Georgia Gavriiloglou
Keywords: Storytelling, Exploration and observation
Fragile Solutions is a multimedia spatial installation that weaves together and exposes the relations we choose to have – or not have – with the ongoing migration crisis. Focusing specifically on the existence of detention facilities, the work consists of videos filmed in two distinct yet analogous locations, one in Paranesti, Greece and one in Zeist, Netherlands. The videos are projected on textile panels suspended from the ceiling, with the images transferred from one panel to the next, merging on a central panel where a "minifesto” is inscribed. Within the space, three red chairs are correspondingly placed, allowing the viewers to physically position themselves.
While I was growing up, the memory of another homeland was imprinted on me, since I originate from a family that a century ago was forcefully displaced from Cappadocia, Turkey to Greece. Paradoxically, later on in 2012, I became a ‘co-inhabitant’ of a location where people from another land were detained. Reflecting on my personal experience of being in close proximity to a detention center, the project is an auto-ethnographic research stimulated by the necessity to associate with, and re-define, what these sites of restriction mean, reflect, and perform. The struggle to associate with the location and subsequently with the topic of migration led me to develop a performative methodology of approaching and engaging with these sites, involving the simple yet profound act of physically and somatically facing the context. In this work, design does not refer to the creation of a direct material response, but is instead embodied through a methodological engagement with context.

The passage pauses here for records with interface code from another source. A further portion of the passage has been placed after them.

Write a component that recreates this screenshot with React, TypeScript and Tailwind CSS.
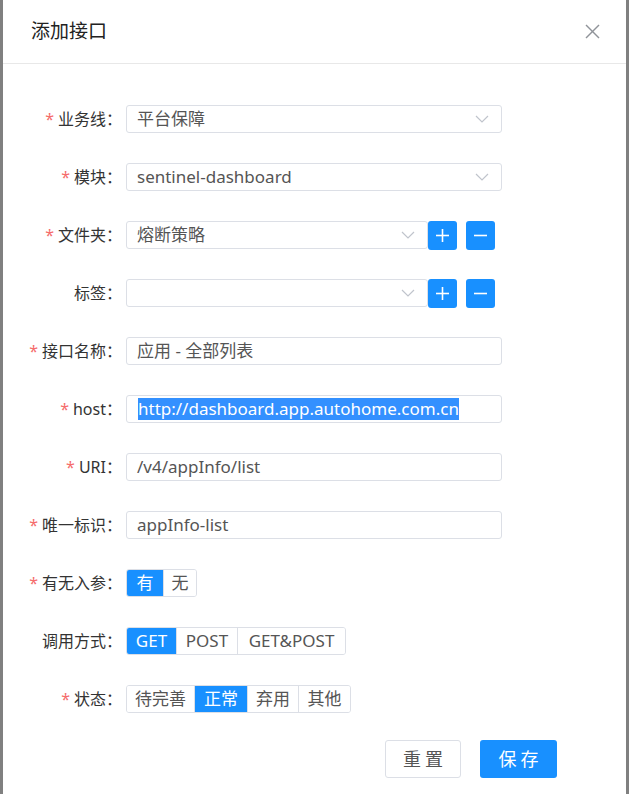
import React from 'react';

const font = { fontFamily: '"Noto Sans", "Noto Sans CJK SC", sans-serif' };

function Chevron() {
  return (
    <svg width="14" height="8" viewBox="0 0 14 8" className="shrink-0">
      <polyline points="1,1 7,7 13,1" fill="none" stroke="#c0c4cc" strokeWidth="1.2" />
    </svg>
  );
}

function Label({ text, required }: { text: string; required?: boolean }) {
  return (
    <div className="w-[123px] shrink-0 pr-[4px] text-right text-[16px] text-[#333] whitespace-nowrap">
      {required && <span className="text-[#f56c6c] mr-[4px]">*</span>}
      {text}：
    </div>
  );
}

function Row({ label, required, children }: { label: string; required?: boolean; children: React.ReactNode }) {
  return (
    <div className="flex items-center h-[28px]">
      <Label text={label} required={required} />
      {children}
    </div>
  );
}

function Select({ value, width }: { value?: string; width: string }) {
  return (
    <div className={`${width} h-[28px] flex items-center justify-between pl-[10px] pr-[12px] border border-[#dcdfe6] rounded-[3px] text-[17px] text-[#555]`}>
      <span>{value}</span>
      <Chevron />
    </div>
  );
}

function Input({ value }: { value: string }) {
  return (
    <div className="w-[376px] h-[28px] flex items-center pl-[10px] border border-[#dcdfe6] rounded-[3px] text-[17px] text-[#555]">
      {value}
    </div>
  );
}

function IconBtn({ kind }: { kind: 'plus' | 'minus' }) {
  return (
    <div className="w-[29px] h-[29px] rounded-[3px] bg-[#1890ff] flex items-center justify-center">
      <svg width="15" height="15" viewBox="0 0 15 15">
        {kind === 'plus' && <line x1="7.5" y1="1" x2="7.5" y2="14" stroke="#fff" strokeWidth="1.6" />}
        <line x1="1" y1="7.5" x2="14" y2="7.5" stroke="#fff" strokeWidth="1.6" />
      </svg>
    </div>
  );
}

function Segmented({ items, active }: { items: { t: string; w: string }[]; active: number }) {
  return (
    <div className="flex h-[28px] border border-[#dcdfe6] rounded-[3px] overflow-hidden text-[17px]">
      {items.map((it, i) => (
        <div
          key={it.t}
          className={`${it.w} flex items-center justify-center ${i > 0 ? 'border-l border-[#dcdfe6]' : ''} ${
            i === active ? 'bg-[#1890ff] text-white' : 'bg-white text-[#555]'
          }`}
        >
          {it.t}
        </div>
      ))}
    </div>
  );
}

export default function App() {
  return (
    <div className="w-[629px] h-[794px] bg-[#808080] flex px-[3px]" style={font}>
      <div className="flex-1 bg-white flex flex-col">
        {/* header */}
        <div className="h-[64px] shrink-0 flex items-center justify-between pl-[28px] pr-[26px] border-b border-[#e8e8e8]">
          <span className="text-[19px] text-[#222]">添加接口</span>
          <svg width="15" height="15" viewBox="0 0 15 15">
            <line x1="1" y1="1" x2="14" y2="14" stroke="#909399" strokeWidth="1.4" />
            <line x1="14" y1="1" x2="1" y2="14" stroke="#909399" strokeWidth="1.4" />
          </svg>
        </div>

        {/* form */}
        <div className="flex flex-col gap-[30px] pt-[41px]">
          <Row label="业务线" required>
            <Select value="平台保障" width="w-[376px]" />
          </Row>
          <Row label="模块" required>
            <Select value="sentinel-dashboard" width="w-[376px]" />
          </Row>
          <Row label="文件夹" required>
            <Select value="熔断策略" width="w-[302px]" />
            <div className="flex gap-[9px]">
              <IconBtn kind="plus" />
              <IconBtn kind="minus" />
            </div>
          </Row>
          <Row label="标签">
            <Select width="w-[302px]" />
            <div className="flex gap-[9px]">
              <IconBtn kind="plus" />
              <IconBtn kind="minus" />
            </div>
          </Row>
          <Row label="接口名称" required>
            <Input value="应用 - 全部列表" />
          </Row>
          <Row label="host" required>
            <div className="w-[376px] h-[28px] flex items-center pl-[11px] border border-[#dcdfe6] rounded-[3px] text-[17px]">
              <span className="bg-[#3390ff] text-white leading-[22px]">http://dashboard.app.autohome.com.cn</span>
            </div>
          </Row>
          <Row label="URI" required>
            <Input value="/v4/appInfo/list" />
          </Row>
          <Row label="唯一标识" required>
            <Input value="appInfo-list" />
          </Row>
          <Row label="有无入参" required>
            <Segmented
              active={0}
              items={[
                { t: '有', w: 'w-[36px]' },
                { t: '无', w: 'w-[33px]' },
              ]}
            />
          </Row>
          <Row label="调用方式">
            <Segmented
              active={0}
              items={[
                { t: 'GET', w: 'w-[49px]' },
                { t: 'POST', w: 'w-[61px]' },
                { t: 'GET&POST', w: 'w-[108px]' },
              ]}
            />
          </Row>
          <Row label="状态" required>
            <Segmented
              active={1}
              items={[
                { t: '待完善', w: 'w-[67px]' },
                { t: '正常', w: 'w-[53px]' },
                { t: '弃用', w: 'w-[51px]' },
                { t: '其他', w: 'w-[52px]' },
              ]}
            />
          </Row>
        </div>

        {/* actions */}
        <div className="flex gap-[19px] pl-[382px] mt-[27px]">
          <button className="w-[76px] h-[38px] border border-[#dcdfe6] rounded-[3px] bg-white text-[18px] text-[#555] tracking-[4px] pl-[4px]">
            重置
          </button>
          <button className="w-[77px] h-[38px] rounded-[3px] bg-[#1890ff] text-[18px] text-white tracking-[4px] pl-[4px]">
            保存
          </button>
        </div>
      </div>
    </div>
  );
}
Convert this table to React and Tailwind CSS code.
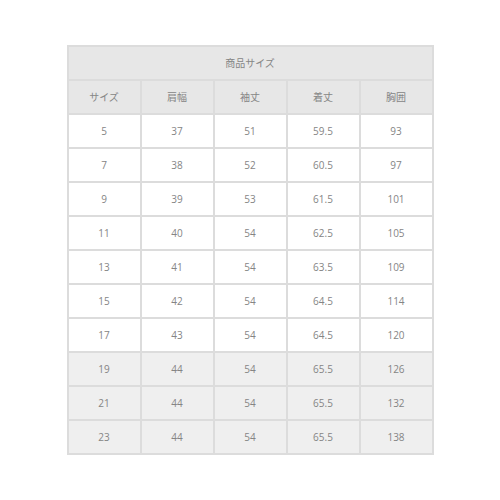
const HEADERS = ['サイズ', '肩幅', '袖丈', '着丈', '胸囲'];

const ROWS = [
  ['5', '37', '51', '59.5', '93'],
  ['7', '38', '52', '60.5', '97'],
  ['9', '39', '53', '61.5', '101'],
  ['11', '40', '54', '62.5', '105'],
  ['13', '41', '54', '63.5', '109'],
  ['15', '42', '54', '64.5', '114'],
  ['17', '43', '54', '64.5', '120'],
  ['19', '44', '54', '65.5', '126'],
  ['21', '44', '54', '65.5', '132'],
  ['23', '44', '54', '65.5', '138'],
];

export default function App() {
  return (
    <div
      className="w-[500px] h-[500px] bg-white pt-[45px] text-[#858585] text-[10px]"
      style={{ fontFamily: '"Open Sans", "Noto Sans CJK JP", sans-serif' }}
    >
      <table className="mx-auto w-[367px] border-collapse table-fixed border-2 border-[#dcdcdc]">
        <thead>
          <tr className="bg-[#e7e7e7] h-[34px]">
            <th colSpan={5} className="border-2 border-[#dcdcdc] font-normal text-center">
              商品サイズ
            </th>
          </tr>
          <tr className="bg-[#e7e7e7] h-[34px]">
            {HEADERS.map(h => (
              <th key={h} className="border-2 border-[#dcdcdc] font-normal text-center">
                {h}
              </th>
            ))}
          </tr>
        </thead>
        <tbody>
          {ROWS.map((row, i) => (
            <tr key={row[0]} className={`h-[34px] ${i >= 7 ? 'bg-[#efefef]' : 'bg-white'}`}>
              {row.map((cell, j) => (
                <td key={j} className="border-2 border-[#dcdcdc] text-center">
                  {cell}
                </td>
              ))}
            </tr>
          ))}
        </tbody>
      </table>
    </div>
  );
}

There is a strong idea that design can contribute to multilayered societal and geo-political situations in an immediate way. However, political involvement through design does not necessarily translate to impactful aid; rather, it may result in design being employed to uphold the specific policies and conditions it aims to transform. As a speculative response, through this research I developed a framework, which re-evaluates the capacity of design to solve problems across diverse fields, embracing discomfort through embodiment. By transferring the field research to the Netherlands, I engaged with a local group of citizens who are collectively addressing the same issues, drawing a line across geographies and emphasizing the globality of how displacement is administered.
The aim of the project is to transmute our engagement with and our perception of people who seek asylum and the places they are forced to reside, both as creatives and as people. It is a continuous attempt to re-narrate the paradox of how we familiarize ourselves with such places of restriction, how we encourage ‘fragile solutions’ that have a contradictory impact, and how we could re-imagine our urge to contribute through designing. It also critically approaches the role of the designer as a solution driven detached expert, examining how much space exists to tamper with this professionalism by situating the designer in a social and historical context that unavoidably influences their own position and acts.
While studying at the Master Industrial Design (MID) my perception of design has shifted significantly. I learned to unlearn, to question and reflect, as well as to construct my practice in such a way that it can be ever evolving. I found a space to question my understanding of the world, how knowledge is produced and why, and how design can impact societal structures and challenge dominant narratives, and then to translate this understanding into if not impactful then at least triggering outcomes. I would like to further develop this space, reconfigure what it could include or not, and to find out which stories I can amplify through it.